Tidak hanya itu, metode penyanderaan Abu Sayyaf ini juga bisa menjadi percontohan untuk kelompok bersenjata lainnya. Dia menuturkan, kemungkinan besar kelompok Abu Sayyaf akan menyebarkan berbagai metode penyanderaannya yang membuahkan hasil. ”Nah, ini bisa dilakukan lagi oleh kelompok yang lainnya,” terangnya.
Belum lagi, bila dana itu digunakan untuk membiaya aksi terornya, seperti membiayai logistik, baik persenjataan hingga pasukan. ”Bisa jadi, kekuatan ABU Sayyaf menjadi lebih berbahaya setelah ini semua,” paparnya.

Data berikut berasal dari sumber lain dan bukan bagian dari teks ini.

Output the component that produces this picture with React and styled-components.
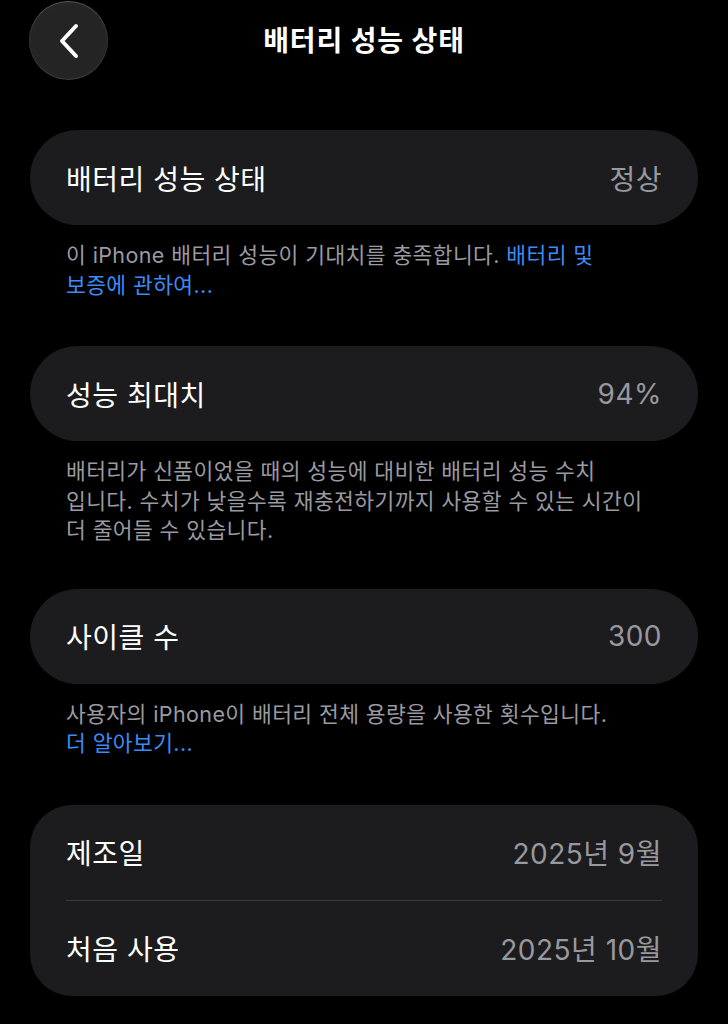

Namun, ada solusi yang bisa dilakukan untuk mengantisipasi semua kemungkinan itu. Yang pertama, pemerintah Indonesia bisa berupaya dengan membekukan rekening milik kelompok Abu Sayyaf tersebut. ”Kalau itu bank asing, tentunya tetap bisa dilakukan dengan kerjasama internasional,” jelasnya.
Dengan dibekukannya rekening itu, maka uang itu tidak bisa digunakan untuk kepentingan apapun. Dia menjelaskan, ini membutuhkan kecepatan, karena mungkin saja uang dalam rekening itu langsung dipindahkan atau diambil. ”Kalau bisa secepatnyalah,” ujarnya.